Woodruff, Henry

Newspaperman, Civil War Veteran

Birth: October 20, 1836, Vienna, Trumbull County, Ohio
Death: August 6, 1904, Franklin Park, Cook County, Illinois
Burial: Graceland Cemetery, Chicago, Cook County, Illinois
Find a Grave memorial

Military Service: Enlisted as a Private, 85st Regiment, Company B, Ohio Volunteer Infantry (National Guard), 27 May 1862. Mustered out 27 September 1862.

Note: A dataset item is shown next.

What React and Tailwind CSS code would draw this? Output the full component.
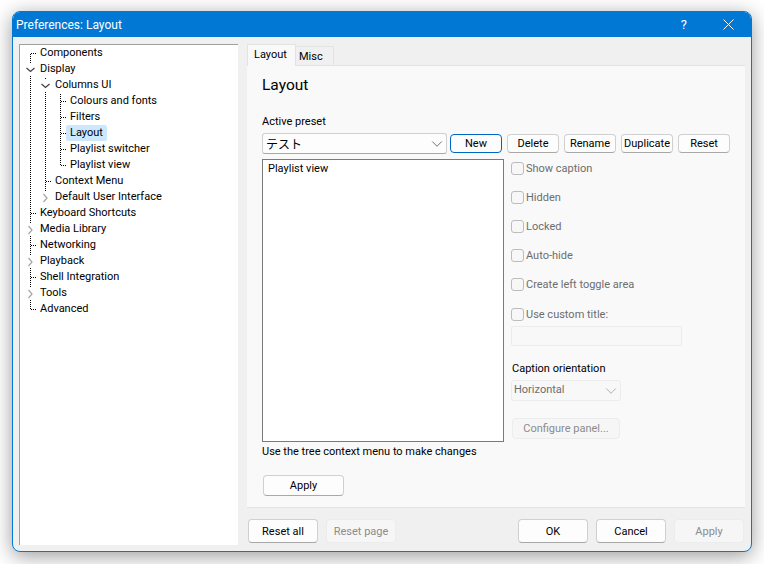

Vienna-born Henry Woodruff generally went west after he left the Township to follow his career as a newspaper editor. As a 15-year-old he apprenticed as a printer in Salem, Ohio, at the Anti-Slavery Bugle, an important abolitionist newspaper. There he may have met the movement's leaders: S. C. and Abby Kelly Foster, William Lloyd Garrison, Parker Pillsbury, and Sojourner Truth all made Salem their headquarters on their lecture tours. Woodruff returned to Warren to work in printing and finished high school there, and then moved to Tallmadge, Ohio. After his 3-month enlistment during the Civil War, he attended the Western Reserve Academy in Hudson, graduating at age 28 with the Class of 1865. On 17 September 1865 he married Cordelia Kilbourn(e) in Hudson.

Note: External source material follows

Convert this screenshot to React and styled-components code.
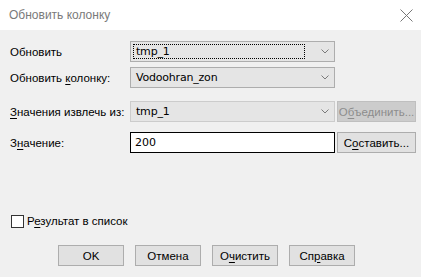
import React from 'react';
import styled, { createGlobalStyle } from 'styled-components';

const Global = createGlobalStyle`
    html, body {
        margin: 0;
        padding: 0;
        background: #f0f0f0;
    }
    body {
        font-family: "Liberation Sans", Arial, sans-serif;
        font-size: 11px;
        color: #000;
    }
`;

const Window = styled.div`
    width: 421px;
    height: 277px;
    background: #f0f0f0;
    display: flex;
    flex-direction: column;
    overflow: hidden;
`;

const TitleBar = styled.div`
    height: 30px;
    background: #fff;
    display: flex;
    align-items: center;
    justify-content: space-between;
    padding: 0 8px 0 9px;
`;

const Title = styled.div`
    font-size: 12px;
    color: #7a7a7a;
`;

const Body = styled.div`
    flex: 1;
    display: flex;
    flex-direction: column;
    padding: 11px 7px 0 10px;
`;

const Row = styled.div`
    display: grid;
    grid-template-columns: 118px 205px 79px;
    column-gap: 2px;
    align-items: center;
    height: 21px;
    margin-top: ${props => props.gap || 0}px;
`;

const Label = styled.div`
    font-size: 11.5px;
    white-space: nowrap;
`;

const U = styled.span`
    text-decoration: underline;
    text-underline-offset: 2px;
`;

const Combo = styled.div`
    height: 21px;
    box-sizing: border-box;
    border: 1px solid ${props => props.disabled ? '#cccccc' : '#adadad'};
    background: #e5e5e5;
    display: flex;
    align-items: center;
    padding: 2px;
    font-family: "DejaVu Sans", "Noto Sans", sans-serif;
    font-size: 11px;
`;

const ComboText = styled.div`
    flex: 1;
    height: 15px;
    display: flex;
    align-items: center;
    padding-left: 2px;
    margin-right: 16px;
    box-sizing: border-box;
    border: 1px dotted ${props => props.focused ? '#000' : 'transparent'};
    letter-spacing: -0.2px;
`;

const Chevron = styled.svg`
    width: 8px;
    height: 5px;
    margin-right: 3px;
`;

const TextBox = styled.div`
    height: 21px;
    box-sizing: border-box;
    border: 1px solid #000;
    background: #fff;
    display: flex;
    align-items: center;
    padding-left: 4px;
    font-family: "DejaVu Sans", "Noto Sans", sans-serif;
    font-size: 11px;
`;

const Button = styled.div`
    height: 21px;
    box-sizing: border-box;
    border: 1px solid ${props => props.disabled ? '#bfbfbf' : '#adadad'};
    background: ${props => props.disabled ? '#cccccc' : '#e1e1e1'};
    color: ${props => props.disabled ? '#8d8d8d' : '#000'};
    display: flex;
    align-items: center;
    justify-content: center;
    font-size: 11.5px;
    white-space: nowrap;
`;

const CheckRow = styled.div`
    display: flex;
    align-items: center;
    margin-top: 61px;
    margin-left: 1px;
    height: 14px;
`;

const CheckBox = styled.div`
    width: 13px;
    height: 13px;
    box-sizing: border-box;
    border: 1px solid #333;
    background: #fff;
    margin-right: 3px;
`;

const Footer = styled.div`
    display: flex;
    gap: 11px;
    margin-top: 17px;
    padding-left: 48px;
`;

const FooterButton = styled(Button)`
    width: 66px;
`;

const Arrow = () => (
    <Chevron viewBox="0 0 8 5">
        <path d="M0.5 0.5 L4 4 L7.5 0.5" fill="none" stroke="#7a7a7a" strokeWidth="1" />
    </Chevron>
);

const App = () => {
    return (
        <Window>
            <Global />
            <TitleBar>
                <Title>Обновить колонку</Title>
                <svg width="13" height="13" viewBox="0 0 13 13">
                    <path d="M0.5 0.5 L12.5 12.5 M12.5 0.5 L0.5 12.5" stroke="#777" strokeWidth="1" />
                </svg>
            </TitleBar>
            <Body>
                <Row>
                    <Label>Обновить</Label>
                    <Combo>
                        <ComboText focused>tmp_1</ComboText>
                        <Arrow />
                    </Combo>
                </Row>
                <Row gap={5}>
                    <Label>Обновить <U>к</U>олонку:</Label>
                    <Combo>
                        <ComboText>Vodoohran_zon</ComboText>
                        <Arrow />
                    </Combo>
                </Row>
                <Row gap={13}>
                    <Label><U>З</U>начения извлечь из:</Label>
                    <Combo disabled>
                        <ComboText>tmp_1</ComboText>
                        <Arrow />
                    </Combo>
                    <Button disabled>О<U>б</U>ъединить...</Button>
                </Row>
                <Row gap={10}>
                    <Label>З<U>н</U>ачение:</Label>
                    <TextBox>200</TextBox>
                    <Button>С<U>о</U>ставить...</Button>
                </Row>
                <CheckRow>
                    <CheckBox />
                    <Label>Р<U>е</U>зультат в список</Label>
                </CheckRow>
                <Footer>
                    <FooterButton>OK</FooterButton>
                    <FooterButton>Отмена</FooterButton>
                    <FooterButton>О<U>ч</U>истить</FooterButton>
                    <FooterButton>Сп<U>р</U>авка</FooterButton>
                </Footer>
            </Body>
        </Window>
    );
};

export default App;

The couple spent some time in Geneseo, New York, and Cleveland, Ohio, before settling in St. Paul, Minnesota, in July 1867. There Woodruff worked at the Daily Press. In December 1874 Woodruff moved his family--now including three children--to Decorah, Iowa, where he became the editor of the Decorah Journal.

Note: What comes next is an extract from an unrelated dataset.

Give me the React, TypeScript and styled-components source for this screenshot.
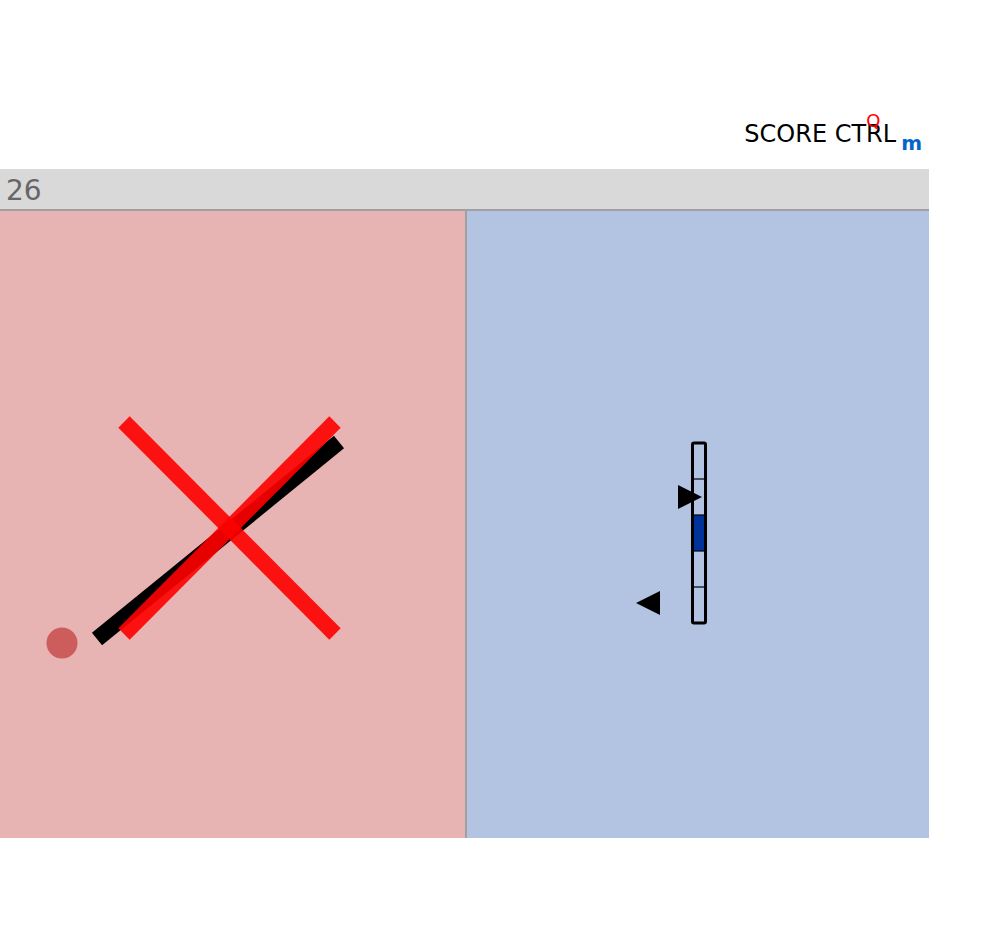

Henry Woodruff's brother Willis W. Woodruff served in the 85th Ohio Volunteer Infantry.

Regimental History, 85th Ohio Volunteer Infantry

Overview: Organized at Camp Chase for three months' service May-June, 1862. Zinn's Battalion moved to Kentucky and participated in operations against Morgan July, 1862. Prison guard at Camp Chase, Ohio, till September. Zinn's Battalion moved to Cincinnati, Ohio, and participated in the operations for the defence of that city against Kirby Smith's threatened attack August-September. Mustered out September 23 and September 27, 1862.

Lost during service by disease 10 Enlisted men.